Bootstrapping the Lab

This guide provides a basic outline of the process required to bootstrap the Computer Systems Lab infrastructure after a major outage such as a complete loss of Power or Air Conditioning. It covers the order and the rough process to start the necessary infrastructure for basic lab operations.

Prerequisites

In order to bootstrap the lab, you will need the following items:

  • This guide
  • The guide to the SAN
  • Either physical access to the lab or an account on Moon
  • A fairly complete root passcard
  • A copy of the tjhsst.edu zone (not required but very useful)
  • Lots of patience

Networking

The first step in bootstrapping the lab is getting the network online. In most cases, this should happen more or less automatically when power is applied. If you are manually powering on devices, the core switch should be powered on first and be allowed to boot, followed by any sub-switches.

Remote Access (emergency)

Once networking is online, the next step is to get ssh access to the lab.
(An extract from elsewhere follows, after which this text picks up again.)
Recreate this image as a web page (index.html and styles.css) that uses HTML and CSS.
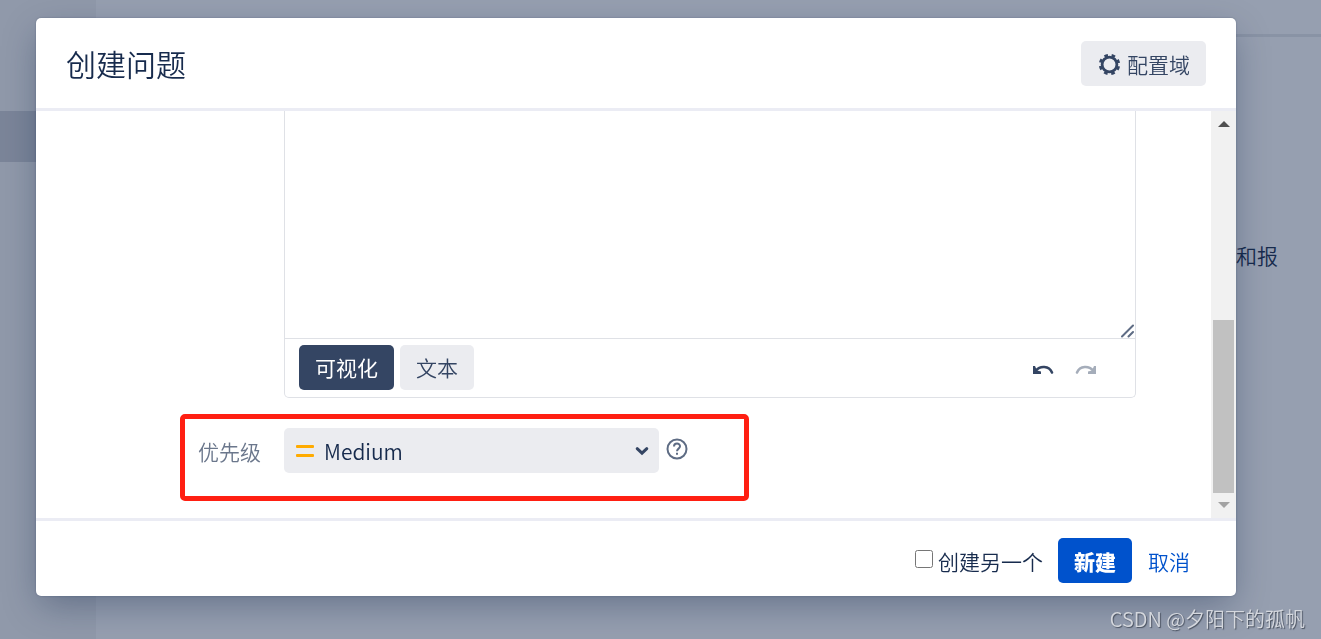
FILE: index.html
```html
<!DOCTYPE html>
<html lang="zh-CN">
<head>
    <meta charset="UTF-8">
    <meta name="viewport" content="width=device-width, initial-scale=1.0">
    <title>创建问题</title>
    <link rel="stylesheet" href="styles.css">
</head>

<body>

    <div class="page">
        <aside class="sidebar">
            <div class="sidebar-item"></div>
        </aside>
        <main class="content">
            <div class="topbar"></div>
            <p class="intro">和报</p>
        </main>
    </div>

    <div class="overlay">
        <form class="dialog" role="dialog" aria-labelledby="dialog-title">
            <header class="dialog-header">
                <h1 id="dialog-title">创建问题</h1>
                <button type="button" class="btn btn-config">
                    <svg width="22" height="22" viewBox="0 0 22 22" fill="none" stroke="currentColor">
                        <circle cx="10.500" cy="11.500" r="7.400" stroke-width="2.800" />
                        <circle cx="10.500" cy="11.500" r="9.300" stroke-width="2.800" stroke-dasharray="3.600 3.704" stroke-dashoffset="-1.850" />
                    </svg>
                    配置域
                </button>
            </header>

            <div class="dialog-body">
                <div class="fields">
                    <div class="editor">
                        <div class="editor-area">
                            <textarea aria-label="描述"></textarea>
                            <svg class="grip" width="14" height="14" viewBox="0 0 14 14" stroke="#5e6c84" stroke-width="2" stroke-linecap="round">
                                <path d="M1 12.500 12 1.500M7.500 12.500 12 8" />
                            </svg>
                        </div>
                        <div class="editor-bar">
                            <button type="button" class="btn btn-active">可视化</button>
                            <button type="button" class="btn">文本</button>
                            <div class="history">
                                <button type="button" class="icon-btn" aria-label="撤销">
                                    <svg width="22" height="10" viewBox="0 0 22 10" fill="none" stroke="currentColor">
                                        <path d="M4 5.500C8 .500 17 .500 20 7.500" stroke-width="2.600" stroke-linecap="round" />
                                        <path d="M1 1v8h8V6.500L5 5.500 3 1z" fill="currentColor" stroke="none" />
                                    </svg>
                                </button>
                                <button type="button" class="icon-btn" aria-label="重做" disabled>
                                    <svg width="22" height="10" viewBox="0 0 22 10" fill="none" stroke="currentColor">
                                        <path d="M18 5.500C14 .500 5 .500 2 7.500" stroke-width="2.600" stroke-linecap="round" />
                                        <path d="M21 1v8h-8V6.500l4-1L19 1z" fill="currentColor" stroke="none" />
                                    </svg>
                                </button>
                            </div>
                        </div>
                    </div>

                    <div class="priority">
                        <label for="priority">优先级</label>
                        <div class="select">
                            <svg class="level" width="18" height="12" viewBox="0 0 18 12" fill="#ffab00">
                                <rect width="18" height="3" rx="1" />
                                <rect y="9" width="18" height="3" rx="1" />
                            </svg>
                            <select id="priority">
                                <option>Medium</option>
                            </select>
                            <svg class="arrow" width="14" height="10" viewBox="0 0 14 10" fill="none" stroke="#344563" stroke-width="3" stroke-linecap="round">
                                <path d="M2.200 2.700 7 7.200 11.800 2.700" />
                            </svg>
                        </div>
                        <button type="button" class="icon-btn help" aria-label="帮助">
                            <svg width="22" height="22" viewBox="0 0 22 22" fill="none" stroke="currentColor" stroke-width="2">
                                <circle cx="11" cy="11" r="9.500" />
                                <path d="M8 8.600C8 4.300 14 4.500 14 8.300 14 10.700 11 10.600 11 13.300" />
                                <path d="M11 14.800v2" />
                            </svg>
                        </button>
                    </div>
                </div>

                <!-- scrollbar -->
                <div class="scrollbar">
                    <svg width="12" height="6" viewBox="0 0 12 6" fill="#505050"><path d="M0 6 6 0l6 6z" /></svg>
                    <div class="thumb"></div>
                    <svg width="12" height="6" viewBox="0 0 12 6" fill="#a3a3a3"><path d="M0 0h12L6 6z" /></svg>
                </div>
            </div>

            <footer class="dialog-footer">
                <input type="checkbox" id="another">
                <label for="another">创建另一个</label>
                <button type="submit" class="btn btn-primary">新建</button>
                <a href="#" class="cancel">取消</a>
            </footer>
        </form>
    </div>

    <div class="watermark">CSDN @夕阳下的孤帆</div>

</body>

</html>
```
FILE: styles.css
```css
* {
    box-sizing: border-box;
}

body {
    margin: 0;
    overflow: hidden;
    color: #172b4d;
    font: 350 21px/30px "Noto Sans CJK SC", sans-serif;
}

svg {
    display: block;
    flex: none;
}

button,
select,
textarea {
    font: inherit;
    color: inherit;
}

/* page behind the dialog */
.page {
    display: flex;
    min-height: 100vh;
}

.sidebar {
    width: 96px;
    padding-top: 111px;
    background-color: #9099aa;
}

.sidebar-item {
    height: 51px;
    background-color: #7b8599;
}

.content {
    flex: 1;
    background-color: #969fb0;
}

.topbar {
    height: 37px;
    border-bottom: 3px solid #8993a5;
}

.intro {
    margin: 203px 43px 0 0;
    text-align: right;
}

/* dialog */
.overlay {
    position: fixed;
    inset: 0;
    display: flex;
    padding: 18px 85px 43px 36px;
}

.dialog {
    flex: 1;
    display: flex;
    flex-direction: column;
    background-color: #fff;
    border-radius: 5px;
    box-shadow: 0 0 2px rgba(9, 30, 66, 0.3), 0 12px 36px -4px rgba(9, 30, 66, 0.35);
}

.dialog-header {
    display: flex;
    align-items: center;
    justify-content: space-between;
    height: 93px;
    padding: 0 30px;
    border-bottom: 3px solid #ebecf4;
}

.dialog-header h1 {
    margin: 0;
    font-size: 30px;
    font-weight: 350;
    line-height: 36px;
}

.btn {
    display: flex;
    align-items: center;
    gap: 6px;
    height: 45px;
    padding: 0 16px;
    border: 0;
    border-radius: 5px;
    background-color: #ebecf0;
    color: #344563;
}

.btn-config {
    padding: 1px 16px 0 18px;
}

.btn-active {
    background-color: #344563;
    color: #fff;
    font-weight: 400;
}

.btn-primary {
    background-color: #0052cc;
    color: #fff;
    font-weight: 900;
}

.icon-btn {
    padding: 0;
    border: 0;
    background: none;
    color: #344563;
}

.icon-btn:disabled {
    color: #a5adba;
}

.dialog-body {
    flex: 1;
    display: flex;
    min-height: 0;
}

.fields {
    flex: 1;
}

.editor {
    margin: 0 75px 16px 248px;
    border: 1px solid #dfe1e6;
    border-top: 0;
    border-radius: 0 0 5px 5px;
}

.editor-area {
    position: relative;
    border-bottom: 1px solid #dfe1e6;
}

.editor-area textarea {
    display: block;
    width: 100%;
    height: 227px;
    border: 0;
    resize: none;
    outline: none;
}

.grip {
    position: absolute;
    right: 0;
    bottom: 0;
}

.editor-bar {
    display: flex;
    align-items: center;
    gap: 6px;
    height: 58px;
    padding: 0 38px 2px 14px;
}

.history {
    display: flex;
    gap: 21px;
    margin-left: auto;
    padding-top: 5px;
}

/* highlighted field */
.priority {
    display: flex;
    align-items: flex-start;
    width: 569px;
    height: 87px;
    margin-left: 144px;
    padding: 9px 13px;
    border: 5px solid #ff1f12;
    border-radius: 5px;
}

.priority label {
    width: 86px;
    padding-top: 8px;
    color: #6b778c;
}

.select {
    position: relative;
}

.select select {
    width: 375px;
    height: 45px;
    padding: 0 40px;
    border: 0;
    border-radius: 5px;
    background-color: #ebecf0;
    color: #172b4d;
    appearance: none;
}

.level {
    position: absolute;
    top: 17px;
    left: 12px;
}

.arrow {
    position: absolute;
    top: 18px;
    right: 10px;
}

.help {
    margin: 10px 0 0 7px;
    color: #5e6c84;
}

.scrollbar {
    display: flex;
    flex-direction: column;
    align-items: center;
    width: 25px;
    padding: 10px 0;
    background-color: #f1f1f1;
}

.thumb {
    width: 21px;
    height: 173px;
    margin: auto 0 9px;
    background-color: #c1c1c1;
}

.dialog-footer {
    display: flex;
    align-items: center;
    height: 78px;
    padding: 4px 46px 0;
    border-top: 3px solid #ebecf4;
}

.dialog-footer input {
    width: 18px;
    height: 18px;
    margin: 0 5px 4px auto;
}

.dialog-footer .btn {
    margin: 0 16px 0 15px;
}

.cancel {
    color: #0052cc;
    text-decoration: none;
}

.watermark {
    position: fixed;
    right: 16px;
    bottom: 5px;
    color: #d5d8de;
    font-size: 20px;
    text-shadow: 1px 1px 1px #4a5260;
}
```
Moon should automatically power on as soon as it receives power. It will take a bit to boot and then provide emergency access to the lab as well as a console line to the core switch if needed.

DNS

The third step is DNS; very little works well without DNS and what does work is generally very slow. The easiest way to get DNS is to start the ns1 VM that runs from local storage on Galapagos. To get into Galapagos you will need to either ssh in as root or access the iLO and log into the virtual serial port as root (user accounts will not work; there is no LDAP and no Kerberos at this point). Once you have logged into Galapagos, start ns1 and wait for it to boot. You should then be able to ssh to systems by name instead of having to manually look up IPs yourself.

Kerberos / LDAP

Kerberos and LDAP are next since they will vastly simplify starting the remaining services. For Kerberos, you will need to start at least one of the KDC systems. In general, they will power on nicely after outages, however, they may require a reboot to start working properly. For LDAP, you will need one of the openldap VMs online; the easiest one to start is openldap1, also stored locally on Galapagos. Once you have a KDC and an LDAP server online, you should be able to log into VM servers as yourself and then ksu to gain root.

SAN

After Kerberos and LDAP are online, the SANs are your next priority. Boot at least one of the storage servers for each SAN and initialize them according to the documentation.

VM Servers / VMs

Now you can bring the rest of the VM servers online and connect them to the SAN. You can also now connect Galapagos to the SAN. As VM servers boot and connect to the SAN, you can begin booting VMs. A good order to start critical services in (taking into account dependencies) is:

  • AFS (these should start first since they likely need to salvage
  • Mail / Lists
  • DB Services (MySQL and LDAP)
  • Iodine
  • WWW (once AFS finishes salvaging)
  • Remote Access Servers (once AFS finishes salvaging)
  • Monitoring
  • Everything else

Conclusion

Congratulations! You now have a functional infrastructure. Be sure to check Nagios to see if there are systems that are still down or did not take well to the power outage. Also do a sanity check of critical services to ensure they are operating properly.